--- EXERCISE ---
Work out the number of lines containing "components". Answer with nothing but that number.

--- INFORMATION SHOWN ---
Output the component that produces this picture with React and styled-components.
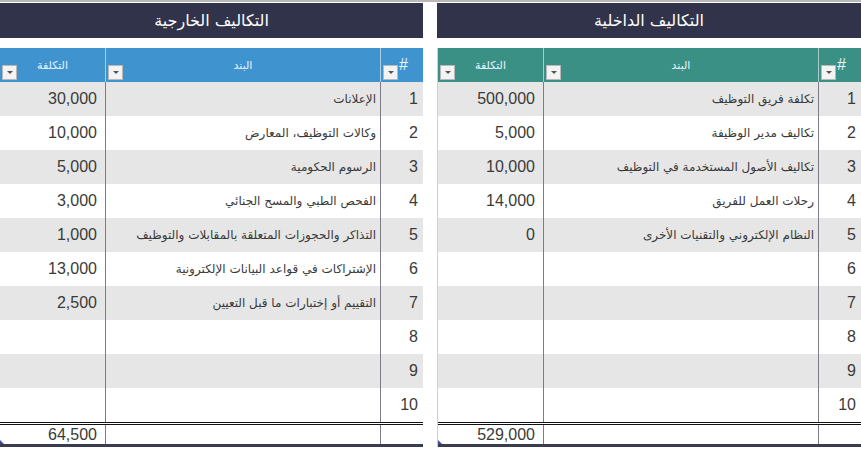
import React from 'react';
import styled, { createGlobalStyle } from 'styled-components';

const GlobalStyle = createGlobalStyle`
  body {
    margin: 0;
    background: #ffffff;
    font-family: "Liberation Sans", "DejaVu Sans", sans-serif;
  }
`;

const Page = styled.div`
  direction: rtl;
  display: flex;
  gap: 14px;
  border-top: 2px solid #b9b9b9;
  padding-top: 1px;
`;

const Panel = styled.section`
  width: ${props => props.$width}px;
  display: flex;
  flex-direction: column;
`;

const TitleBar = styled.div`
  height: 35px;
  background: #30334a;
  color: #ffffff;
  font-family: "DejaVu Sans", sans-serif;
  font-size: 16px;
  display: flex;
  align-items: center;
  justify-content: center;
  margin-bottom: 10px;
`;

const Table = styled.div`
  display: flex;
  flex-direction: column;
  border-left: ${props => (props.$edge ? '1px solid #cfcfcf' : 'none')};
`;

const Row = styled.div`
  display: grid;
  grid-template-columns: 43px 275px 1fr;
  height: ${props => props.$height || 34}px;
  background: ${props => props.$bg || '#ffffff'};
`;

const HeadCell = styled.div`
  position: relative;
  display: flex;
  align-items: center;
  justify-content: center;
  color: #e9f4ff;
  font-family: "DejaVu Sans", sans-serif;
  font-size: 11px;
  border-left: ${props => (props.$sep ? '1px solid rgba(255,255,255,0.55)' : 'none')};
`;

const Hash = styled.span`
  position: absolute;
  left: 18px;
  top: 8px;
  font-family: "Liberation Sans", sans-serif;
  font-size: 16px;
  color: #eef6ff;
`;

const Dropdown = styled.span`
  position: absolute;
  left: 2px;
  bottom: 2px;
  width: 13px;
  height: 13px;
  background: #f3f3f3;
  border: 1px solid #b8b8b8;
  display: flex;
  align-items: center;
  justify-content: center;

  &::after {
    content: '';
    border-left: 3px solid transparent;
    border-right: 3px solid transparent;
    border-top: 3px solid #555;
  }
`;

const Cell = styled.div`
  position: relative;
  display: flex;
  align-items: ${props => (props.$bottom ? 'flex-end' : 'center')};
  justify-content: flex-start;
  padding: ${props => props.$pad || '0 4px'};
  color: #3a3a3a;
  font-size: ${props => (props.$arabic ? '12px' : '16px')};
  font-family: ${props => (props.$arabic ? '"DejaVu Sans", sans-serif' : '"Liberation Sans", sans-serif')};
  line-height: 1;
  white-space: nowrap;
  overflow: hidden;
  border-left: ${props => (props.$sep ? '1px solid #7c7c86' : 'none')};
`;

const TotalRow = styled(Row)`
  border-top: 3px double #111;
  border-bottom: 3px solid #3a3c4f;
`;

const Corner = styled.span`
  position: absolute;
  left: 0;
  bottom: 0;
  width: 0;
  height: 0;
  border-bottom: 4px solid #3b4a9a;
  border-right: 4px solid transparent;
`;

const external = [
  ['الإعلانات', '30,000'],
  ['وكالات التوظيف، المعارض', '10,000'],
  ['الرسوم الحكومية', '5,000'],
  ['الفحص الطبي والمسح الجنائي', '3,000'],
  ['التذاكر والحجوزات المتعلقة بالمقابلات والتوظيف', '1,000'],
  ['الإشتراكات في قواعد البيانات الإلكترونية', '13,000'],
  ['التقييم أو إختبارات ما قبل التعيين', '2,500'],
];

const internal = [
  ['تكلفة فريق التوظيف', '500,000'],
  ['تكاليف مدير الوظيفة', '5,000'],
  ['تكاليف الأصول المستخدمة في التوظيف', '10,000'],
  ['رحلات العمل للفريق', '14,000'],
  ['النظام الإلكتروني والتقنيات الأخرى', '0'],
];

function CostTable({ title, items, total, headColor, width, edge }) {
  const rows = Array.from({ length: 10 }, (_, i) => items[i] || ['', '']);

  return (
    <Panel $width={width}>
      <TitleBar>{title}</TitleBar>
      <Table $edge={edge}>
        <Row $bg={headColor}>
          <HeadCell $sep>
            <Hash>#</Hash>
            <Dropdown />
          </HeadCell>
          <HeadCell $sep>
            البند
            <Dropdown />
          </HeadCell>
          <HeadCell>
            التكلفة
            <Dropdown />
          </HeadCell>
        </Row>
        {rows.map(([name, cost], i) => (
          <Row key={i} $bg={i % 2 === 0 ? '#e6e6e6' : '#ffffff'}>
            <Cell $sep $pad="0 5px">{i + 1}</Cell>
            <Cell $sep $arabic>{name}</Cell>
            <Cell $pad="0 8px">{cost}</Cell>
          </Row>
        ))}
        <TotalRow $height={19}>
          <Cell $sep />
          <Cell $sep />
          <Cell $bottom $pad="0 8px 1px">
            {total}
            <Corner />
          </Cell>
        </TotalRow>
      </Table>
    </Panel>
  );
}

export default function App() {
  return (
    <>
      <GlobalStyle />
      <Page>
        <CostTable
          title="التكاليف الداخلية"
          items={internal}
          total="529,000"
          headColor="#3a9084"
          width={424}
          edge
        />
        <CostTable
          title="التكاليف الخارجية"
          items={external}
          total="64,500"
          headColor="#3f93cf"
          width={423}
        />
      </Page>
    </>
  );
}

--- ANSWER TO THE EXERCISE ---
2